Jul. 9th, 2004

ceebeegee: (Default)
The show last night went well, for me at least. We must sound obsessive but Tom and I are always talking about the scene and trying to improve it--I didn't really hit my stride with it until a few days ago when we just overhauled the blocking (without of course consulting Julie!) and I could look at him more. He wagged his finger at me before the show last night saying I'd moved on my opening statement ("She mothered the beginning of all this wickedness/For Paris was her child...") and we'd decided I wouldn't do that. I thought about it and said "yes, there are other places I shouldn't move as well, because [directing truism here] movement undermines the strength of what you're saying." So when I did my scene, I made myself stay in place a lot more and it worked--I really felt the strength of my position more.
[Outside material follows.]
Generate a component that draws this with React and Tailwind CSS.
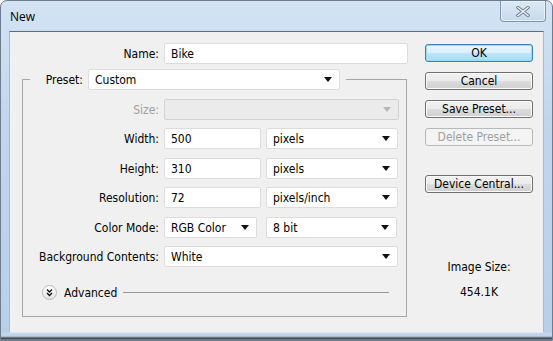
import React from 'react';

const Arrow = ({ disabled }) => (
    <svg width="8" height="5" viewBox="0 0 8 5" className="shrink-0">
        <path d="M0 0h8L4 5z" fill={disabled ? '#b8b8b8' : '#111'} />
    </svg>
);

const Field = ({ value, className = '' }) => (
    <div className={`flex h-[21px] items-center rounded-[2px] border border-[#dcdcdc] bg-white pl-[6px] ${className}`}>
        {value}
    </div>
);

const Select = ({ value, className = '', disabled }) => (
    <div
        className={`flex h-[21px] items-center justify-between rounded-[2px] border pl-[6px] pr-[7px] ${
            disabled ? 'border-[#d2d2d2] bg-[#ebebeb]' : 'border-[#dcdcdc] bg-white'
        } ${className}`}
    >
        <span>{value}</span>
        <Arrow disabled={disabled} />
    </div>
);

const Button = ({ children, primary, disabled, className = '' }) => (
    <div
        className={`flex h-[18px] w-[108px] items-center justify-center rounded-[3px] border ${
            primary
                ? 'border-[#3c7fb1] bg-[linear-gradient(180deg,#eaf6fd_0%,#d9f0fc_50%,#bee6fd_51%,#a7d9f5_100%)] shadow-[inset_0_0_0_1px_#9ad8f7]'
                : disabled
                ? 'border-[#b5b9bc] bg-[#f4f4f4] text-[#a0a0a0]'
                : 'border-[#707070] bg-[linear-gradient(180deg,#f2f2f2_0%,#ebebeb_50%,#dddddd_51%,#cfcfcf_100%)] shadow-[inset_0_0_0_1px_#fcfcfc]'
        } ${className}`}
    >
        {children}
    </div>
);

const Row = ({ label, gray, children, className = '' }) => (
    <div className={`flex h-[21px] items-center ${className}`}>
        <span className={`w-[141px] pr-[5px] text-right ${gray ? 'text-[#a0a0a0]' : ''}`}>{label}</span>
        {children}
    </div>
);

export default function App() {
    return (
        <div className="flex h-[341px] w-[553px] flex-col overflow-hidden rounded-t-[7px] border border-[#6d7d8f] bg-[linear-gradient(180deg,#d3e3f4_0%,#c1d6ed_35%,#b9cfe8_100%)] font-['DejaVu_Sans',sans-serif] text-[12px] text-black font-stretch-condensed">
            {/* Title bar */}
            <div className="flex h-[30px] shrink-0 items-start justify-between pl-[9px]">
                <span className="mt-[9px] font-['Open_Sans',sans-serif] text-[12px] leading-[14px] font-stretch-normal">New</span>
                <div className="mr-[6px] flex h-[21px] w-[46px] items-center justify-center rounded-b-[4px] border border-t-0 border-[#8395ab] bg-[linear-gradient(180deg,#dce8f5_0%,#c8d9ec_100%)] shadow-[inset_0_0_0_1px_#e8f0f9]">
                    <svg width="14" height="11" viewBox="0 0 14 11">
                        <path d="M2 1.5l10 8M12 1.5l-10 8" stroke="#6b7a8c" strokeWidth="3.2" strokeLinecap="square" />
                        <path d="M2 1.5l10 8M12 1.5l-10 8" stroke="#f4f7fb" strokeWidth="1.4" strokeLinecap="square" />
                    </svg>
                </div>
            </div>

            {/* Client area */}
            <div className="mx-[8px] flex h-[302px] shrink-0 border border-t-[#5d6d80] border-x-[#a9bacc] border-b-[#dfe8f2] bg-[#f0f0f0]">
                {/* Left section */}
                <div className="flex w-[398px] flex-col">
                    <div className="mt-[11px] flex h-[21px] items-center">
                        <span className="w-[154px] pr-[5px] text-right">Name:</span>
                        <Field value="Bike" className="w-[244px]" />
                    </div>

                    <fieldset className="mt-[5px] ml-[12px] w-[385px] border border-[#a6a6a6] pb-[16px]">
                        <legend className="ml-[7px] pr-[6px]">
                            <div className="flex h-[21px] items-center">
                                <span className="w-[58px] pr-[5px] text-right">Preset:</span>
                                <Select value="Custom" className="w-[252px]" />
                            </div>
                        </legend>

                        <Row label="Size:" gray className="mt-[9px]">
                            <Select value="" disabled className="w-[235px]" />
                        </Row>
                        <Row label="Width:" className="mt-[8px]">
                            <Field value="500" className="w-[97px]" />
                            <Select value="pixels" className="ml-[5px] w-[132px]" />
                        </Row>
                        <Row label="Height:" className="mt-[9px]">
                            <Field value="310" className="w-[97px]" />
                            <Select value="pixels" className="ml-[5px] w-[132px]" />
                        </Row>
                        <Row label="Resolution:" className="mt-[8px]">
                            <Field value="72" className="w-[97px]" />
                            <Select value="pixels/inch" className="ml-[5px] w-[132px]" />
                        </Row>
                        <Row label="Color Mode:" className="mt-[9px]">
                            <Select value="RGB Color" className="w-[93px]" />
                            <Select value="8 bit" className="ml-[9px] w-[131px]" />
                        </Row>
                        <Row label="Background Contents:" className="mt-[8px]">
                            <Select value="White" className="w-[234px]" />
                        </Row>

                        <div className="mt-[18px] ml-[19px] mr-[17px] flex h-[15px] items-center">
                            <svg width="15" height="15" viewBox="0 0 15 15" className="shrink-0">
                                <defs>
                                    <linearGradient id="adv" x1="0" y1="0" x2="0" y2="1">
                                        <stop offset="0" stopColor="#ffffff" />
                                        <stop offset="1" stopColor="#e3e3e3" />
                                    </linearGradient>
                                </defs>
                                <circle cx="7.5" cy="7.5" r="7" fill="url(#adv)" stroke="#b9b9b9" />
                                <path d="M5 4.5l2.5 2.5 2.5-2.5M5 8l2.5 2.5 2.5-2.5" fill="none" stroke="#111" strokeWidth="1.3" />
                            </svg>
                            <span className="ml-[7px]">Advanced</span>
                            <div className="ml-[6px] h-px flex-1 bg-[#9a9a9a]" />
                        </div>
                    </fieldset>
                </div>

                {/* Right column */}
                <div className="ml-[17px] flex flex-col items-center">
                    <Button primary className="mt-[12px]">OK</Button>
                    <Button className="mt-[10px]">Cancel</Button>
                    <Button className="mt-[10px]">Save Preset...</Button>
                    <Button disabled className="mt-[10px]">Delete Preset...</Button>
                    <Button className="mt-[29px]">Device Central...</Button>
                    <span className="mt-[67px] leading-[14px]">Image Size:</span>
                    <span className="mt-[11px] leading-[14px]">454.1K</span>
                </div>
            </div>

            {/* Bottom frame */}
            <div className="flex-1 bg-[linear-gradient(180deg,#c4d8ee_0%,#bcd1e9_45%,#3e4247_75%,#8a8f96_100%)]" />
        </div>
    );
}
But there's still room for improvement--I want to tweak my "collapse" (when Menelaus condemns me), it just feels weird. Also--*annoyed look*--Tom says he (as Menelaus) still isn't convinced by me (as Helen).

Nora, though--wow, she kind of scared me last night. She clearly was trying to remember her lines--I felt kind of bad for her because there's no way Tom or I can help her out, those lines have to come from her. When she felt more comfortable, she at least was acting them better, making them much more personal.
ceebeegee: (Default)
Tracy is reading Atlas Shrugged backstage. I first noticed her reading it a few weeks ago--on the day of the Reagan funeral, appropriately--and we were talking about it, and again a couple of days ago. I read it the summer of '99--Peter sent me a copy, with a note saying "You're my Dagny Taggart," which tells you something about both of us and our relationship. (I will say, after reading it, I was quite flattered by the comparison.) There I was lying topless on the beaches of Spain in my coral-red bathing suit, plowing through Ayn Rand's looooong manifesto--there's a speech in it that runs 100+ pages ("This is John Galt..."). Who says beach fiction needs to be mindless?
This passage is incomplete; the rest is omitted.